Policy changes for the decarbonisation of social housing.

Original Article
January 27th, 2023


Following the autumn statement, the introduction of two new versions of ECO and both Welsh and Scottish government’s planning changes to their housing standards, there is a lot to consider for how social homes will decarbonise. However, in an already crowded policy space are more schemes and standards really what the sector needs?

This article will provide an overview of the recent announcements to give some clarity on what the expectations now are for social homes and what support there is to achieve them.

Autumn Statement

The autumn statement delivered last November held significant implications for the decarbonisation of the built environment. With the government setting a new interim target to reduce the nation’s energy consumption by 15% by 2030 compared to 2021 levels. To support this goal the government have promised an energy efficiency task force and £6bn funding for efficiency measures between the years 2025 and 2028.

Although the government is yet to announce the specifics of the task force, it has already created excitement within the housing industry. Sector leaders like Hannah Vickers, chief of staff at Mace have recognised the impetus an effective task force could have on accelerating the retrofit market.

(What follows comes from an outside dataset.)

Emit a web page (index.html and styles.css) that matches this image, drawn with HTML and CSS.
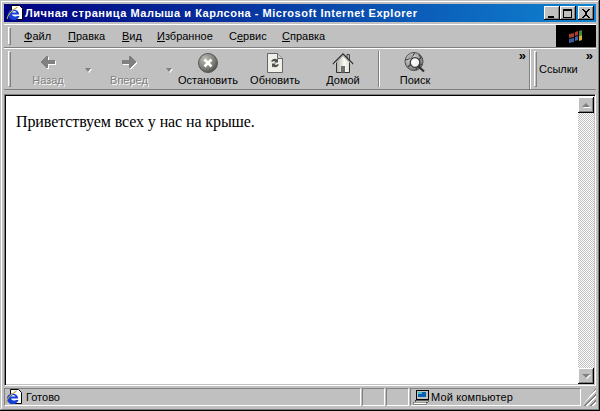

Equally promising is the £6bn funding which will be added to the Help to Heat pot that has already been earmarked £6.6bn for this Parliamentary session.

The two main schemes through which this funding will be delivered to social homes is the Social Housing and Decarbonisation Fund (SHDF) and the Energy Company Obligation (ECO). The most recent round of SHDF funding, Wave 2.1, is now closed for new applications. However, the next iteration of the ECO scheme, ECO4, came into force in July 2022 and will be running until March 2026.


ECO4 will oversee the delivery of £1bn worth of home improvements for each year of operation. In the social housing sector properties between EPC rating band D-G will be supported. The scheme places a minimum improvement requirement on energy companies to elevate EPC bands F-G properties to a band E and band E-D properties to a band C.

Improvements for EPC band E-G homes are limited to insulation, first time central heating, renewable heating, district heating connection and innovation measures. Whist band D homes will only be eligible for innovation measures.

Innovation measures form one of three routes unique to ECO4 which support the delivery of measures that can provide further efficiency improvements, different to those typically supported by ECO. These measures fall under the guise of New Measures and Products (NMAP). Despite there being no obligation for suppliers to use NMAP routes, it creates the opportunity for a greater variety of new technologies to make their way into social housing.


As well as supporting more measures, ECO will be opened to a wider pool of homes through ECO+, a complementary fund to ECO4.

Set to launch in spring 2023, ECO + will deliver a further £1bn of home improvements. 80% of which will be for the least efficient homes in council tax bands A-D, who are currently not supported by other schemes. The remaining 20% will mirror ECO4 eligibility.

This will allow energy companies to target more of the least efficient homes in the UK by expanding eligibility passed those on specific means tested benefits.

Energy Efficiency for Social Housing Scotland

In Scotland, the Energy Efficiency Standard for Social Housing post 2020 (EESSH2) is currently under review. The review began in September 2022 after the Zero Emissions Social Housing Task force (ZEST) recommended EESSH2 was looked at again to better align and strengthen it with net zero. The review is being carried out with the help of the social housing sector and is estimated to take nine months, following its completion the recommendations will be up for consultation before the final proposals are submitted to the Scottish Ministers.

During the review process the current 2025 and 2032 milestones are on hold as it seems likely the goalposts of the standard will be moved.

To ensure progress towards decarbonisation is made in the meantime there are a set of interim targets that focus on prioritising cost-effective measures that offer the greatest energy reductions.

Welsh Quality Homes Standard

Similarly, the Welsh government are updating their standards for social housing, having drafted a new version of their Welsh Quality Homes Standard (WQHS), labelled the WQHS2023. The standard is being updated to ensure it more accurately works toward the decarbonisation of the social housing stock. Although the current standard contains some goals for net zero, the updated version takes this a step farther, proposing to set a minimum target for homes to reach an EPC band A and an Environmental Impact Rating of 92 by 2033. This is a progressive approach from Wales, setting the highest standards for social homes in the whole of the UK if the drafted proposals become enshrined.

Finally, with Chris Skidmore’s Net Zero Review having recently been released there may be even more developments to help improve social homes in 2023. After the review recommended that efficiency funding for the least able to pay be expanded, making direct reference to the SHDF, it is likely we will see more funding made available in due course.